Direction
Determine how many lines contain the string "this". Reply with that figure and nothing else.

Material provided
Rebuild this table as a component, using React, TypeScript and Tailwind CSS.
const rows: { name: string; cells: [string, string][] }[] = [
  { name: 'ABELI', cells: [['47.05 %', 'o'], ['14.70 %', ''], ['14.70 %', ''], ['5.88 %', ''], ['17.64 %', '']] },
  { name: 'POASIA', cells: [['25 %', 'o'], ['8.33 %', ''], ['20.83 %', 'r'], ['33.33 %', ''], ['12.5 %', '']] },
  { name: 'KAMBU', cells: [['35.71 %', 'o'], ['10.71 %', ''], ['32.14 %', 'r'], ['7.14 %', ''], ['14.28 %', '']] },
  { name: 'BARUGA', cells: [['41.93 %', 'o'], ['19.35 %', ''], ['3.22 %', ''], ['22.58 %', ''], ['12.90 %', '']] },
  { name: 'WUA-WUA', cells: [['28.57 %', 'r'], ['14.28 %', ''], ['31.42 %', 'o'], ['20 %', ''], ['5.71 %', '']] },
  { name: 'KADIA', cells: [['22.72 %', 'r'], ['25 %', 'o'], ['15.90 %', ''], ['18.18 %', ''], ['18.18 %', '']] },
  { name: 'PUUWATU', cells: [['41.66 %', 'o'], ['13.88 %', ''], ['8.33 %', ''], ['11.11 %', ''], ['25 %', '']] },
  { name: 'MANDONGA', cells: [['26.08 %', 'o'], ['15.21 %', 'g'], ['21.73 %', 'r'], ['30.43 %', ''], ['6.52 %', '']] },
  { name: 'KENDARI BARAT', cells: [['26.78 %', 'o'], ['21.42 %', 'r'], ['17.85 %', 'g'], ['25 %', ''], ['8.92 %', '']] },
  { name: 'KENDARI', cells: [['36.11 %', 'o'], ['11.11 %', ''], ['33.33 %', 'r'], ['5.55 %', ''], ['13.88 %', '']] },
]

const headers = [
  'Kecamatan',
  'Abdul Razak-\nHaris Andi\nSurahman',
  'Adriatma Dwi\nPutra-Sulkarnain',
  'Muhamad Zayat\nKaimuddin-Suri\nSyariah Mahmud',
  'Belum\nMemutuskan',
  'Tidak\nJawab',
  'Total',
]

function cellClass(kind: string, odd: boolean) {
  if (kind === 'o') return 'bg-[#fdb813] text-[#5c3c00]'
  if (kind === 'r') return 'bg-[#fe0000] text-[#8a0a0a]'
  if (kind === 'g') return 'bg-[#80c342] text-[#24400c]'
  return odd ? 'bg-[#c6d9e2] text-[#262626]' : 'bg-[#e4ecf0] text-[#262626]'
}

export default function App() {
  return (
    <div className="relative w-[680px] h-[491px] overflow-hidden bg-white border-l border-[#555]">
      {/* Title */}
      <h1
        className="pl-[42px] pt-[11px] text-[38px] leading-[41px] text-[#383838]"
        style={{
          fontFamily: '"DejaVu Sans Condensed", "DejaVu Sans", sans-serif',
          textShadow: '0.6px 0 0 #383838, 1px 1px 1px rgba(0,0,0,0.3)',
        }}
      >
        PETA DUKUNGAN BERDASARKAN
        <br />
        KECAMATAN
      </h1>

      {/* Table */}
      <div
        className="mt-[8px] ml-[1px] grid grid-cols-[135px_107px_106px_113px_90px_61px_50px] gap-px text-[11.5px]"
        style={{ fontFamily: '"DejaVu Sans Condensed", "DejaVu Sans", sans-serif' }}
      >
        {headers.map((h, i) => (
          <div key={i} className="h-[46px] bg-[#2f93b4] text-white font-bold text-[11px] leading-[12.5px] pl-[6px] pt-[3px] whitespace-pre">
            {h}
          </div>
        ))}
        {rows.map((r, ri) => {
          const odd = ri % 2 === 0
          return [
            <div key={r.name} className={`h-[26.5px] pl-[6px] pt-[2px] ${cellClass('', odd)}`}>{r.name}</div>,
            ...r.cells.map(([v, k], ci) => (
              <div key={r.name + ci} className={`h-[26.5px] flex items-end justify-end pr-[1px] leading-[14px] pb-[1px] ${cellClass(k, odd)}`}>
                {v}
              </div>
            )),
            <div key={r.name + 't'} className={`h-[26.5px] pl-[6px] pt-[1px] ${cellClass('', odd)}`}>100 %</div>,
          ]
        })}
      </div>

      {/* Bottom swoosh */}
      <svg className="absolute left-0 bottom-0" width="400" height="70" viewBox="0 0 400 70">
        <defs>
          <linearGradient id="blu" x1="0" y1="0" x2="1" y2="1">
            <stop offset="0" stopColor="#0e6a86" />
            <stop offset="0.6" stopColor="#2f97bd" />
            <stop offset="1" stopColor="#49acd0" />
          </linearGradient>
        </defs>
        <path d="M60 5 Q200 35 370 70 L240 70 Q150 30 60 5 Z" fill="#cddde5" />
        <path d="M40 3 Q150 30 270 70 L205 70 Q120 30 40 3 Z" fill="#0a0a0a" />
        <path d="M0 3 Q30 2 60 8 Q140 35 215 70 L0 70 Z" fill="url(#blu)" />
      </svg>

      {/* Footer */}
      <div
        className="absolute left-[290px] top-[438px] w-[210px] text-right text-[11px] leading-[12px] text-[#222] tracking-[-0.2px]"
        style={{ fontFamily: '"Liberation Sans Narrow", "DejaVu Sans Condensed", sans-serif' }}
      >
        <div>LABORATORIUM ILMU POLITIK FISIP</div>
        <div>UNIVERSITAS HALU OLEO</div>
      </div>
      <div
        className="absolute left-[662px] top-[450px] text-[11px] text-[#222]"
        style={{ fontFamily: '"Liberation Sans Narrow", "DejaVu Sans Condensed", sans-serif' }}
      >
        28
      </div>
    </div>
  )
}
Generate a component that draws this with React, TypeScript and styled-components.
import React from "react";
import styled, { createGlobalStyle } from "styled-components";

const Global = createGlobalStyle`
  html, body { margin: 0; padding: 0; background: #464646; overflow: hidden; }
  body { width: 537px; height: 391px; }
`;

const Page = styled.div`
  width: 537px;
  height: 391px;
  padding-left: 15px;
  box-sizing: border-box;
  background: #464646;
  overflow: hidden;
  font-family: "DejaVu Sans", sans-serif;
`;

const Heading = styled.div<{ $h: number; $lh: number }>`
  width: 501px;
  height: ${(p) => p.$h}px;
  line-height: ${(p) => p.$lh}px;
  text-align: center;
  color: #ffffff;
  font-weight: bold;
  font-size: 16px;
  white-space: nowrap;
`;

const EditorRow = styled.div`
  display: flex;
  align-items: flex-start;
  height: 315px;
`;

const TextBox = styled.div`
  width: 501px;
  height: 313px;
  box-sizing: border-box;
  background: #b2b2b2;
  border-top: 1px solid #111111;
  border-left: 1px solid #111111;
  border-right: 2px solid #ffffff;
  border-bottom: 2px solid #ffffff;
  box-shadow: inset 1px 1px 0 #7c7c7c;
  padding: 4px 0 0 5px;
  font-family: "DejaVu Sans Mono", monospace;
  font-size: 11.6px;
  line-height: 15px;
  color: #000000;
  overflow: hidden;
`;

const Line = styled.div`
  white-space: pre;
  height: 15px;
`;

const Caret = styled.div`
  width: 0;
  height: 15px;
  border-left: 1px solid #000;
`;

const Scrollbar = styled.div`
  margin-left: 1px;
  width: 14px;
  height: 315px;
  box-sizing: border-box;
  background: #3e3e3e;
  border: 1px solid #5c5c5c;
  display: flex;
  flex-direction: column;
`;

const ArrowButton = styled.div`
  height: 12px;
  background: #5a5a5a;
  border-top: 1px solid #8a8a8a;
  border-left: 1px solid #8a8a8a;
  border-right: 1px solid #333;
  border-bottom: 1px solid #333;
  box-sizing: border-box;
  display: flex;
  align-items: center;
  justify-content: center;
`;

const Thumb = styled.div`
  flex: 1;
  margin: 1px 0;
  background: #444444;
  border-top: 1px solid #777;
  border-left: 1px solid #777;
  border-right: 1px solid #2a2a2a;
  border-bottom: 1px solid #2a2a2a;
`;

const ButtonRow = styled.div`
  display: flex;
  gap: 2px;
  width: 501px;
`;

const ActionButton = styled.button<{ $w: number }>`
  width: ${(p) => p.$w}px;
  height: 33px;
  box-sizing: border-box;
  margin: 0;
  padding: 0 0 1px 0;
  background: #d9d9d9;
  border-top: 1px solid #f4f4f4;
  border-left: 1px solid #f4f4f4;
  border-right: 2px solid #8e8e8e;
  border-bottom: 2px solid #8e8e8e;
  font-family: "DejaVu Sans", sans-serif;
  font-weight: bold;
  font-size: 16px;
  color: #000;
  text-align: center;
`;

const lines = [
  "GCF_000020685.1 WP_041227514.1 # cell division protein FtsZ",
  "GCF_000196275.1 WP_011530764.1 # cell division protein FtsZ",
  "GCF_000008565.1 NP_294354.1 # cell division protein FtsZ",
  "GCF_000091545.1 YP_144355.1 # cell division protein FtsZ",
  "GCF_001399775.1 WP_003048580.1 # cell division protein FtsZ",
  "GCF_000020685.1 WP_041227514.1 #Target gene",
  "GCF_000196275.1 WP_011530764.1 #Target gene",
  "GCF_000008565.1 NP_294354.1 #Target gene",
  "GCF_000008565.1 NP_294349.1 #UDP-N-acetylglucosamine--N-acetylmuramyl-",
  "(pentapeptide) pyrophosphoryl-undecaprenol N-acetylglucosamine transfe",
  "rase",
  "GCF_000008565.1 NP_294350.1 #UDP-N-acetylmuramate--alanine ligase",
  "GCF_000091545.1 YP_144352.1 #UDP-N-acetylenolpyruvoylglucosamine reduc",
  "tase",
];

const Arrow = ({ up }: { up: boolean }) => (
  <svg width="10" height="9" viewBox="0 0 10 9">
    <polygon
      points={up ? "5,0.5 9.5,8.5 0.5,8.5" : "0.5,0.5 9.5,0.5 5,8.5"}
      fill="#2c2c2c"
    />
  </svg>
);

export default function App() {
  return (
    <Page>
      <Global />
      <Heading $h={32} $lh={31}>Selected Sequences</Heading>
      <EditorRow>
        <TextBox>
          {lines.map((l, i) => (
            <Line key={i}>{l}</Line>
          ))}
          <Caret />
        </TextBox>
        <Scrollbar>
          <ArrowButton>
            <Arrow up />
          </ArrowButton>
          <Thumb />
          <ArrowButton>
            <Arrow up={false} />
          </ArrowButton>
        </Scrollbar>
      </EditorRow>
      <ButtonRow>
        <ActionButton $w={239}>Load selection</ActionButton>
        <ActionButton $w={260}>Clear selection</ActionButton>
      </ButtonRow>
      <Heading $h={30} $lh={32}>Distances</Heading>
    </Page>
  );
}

Result below
2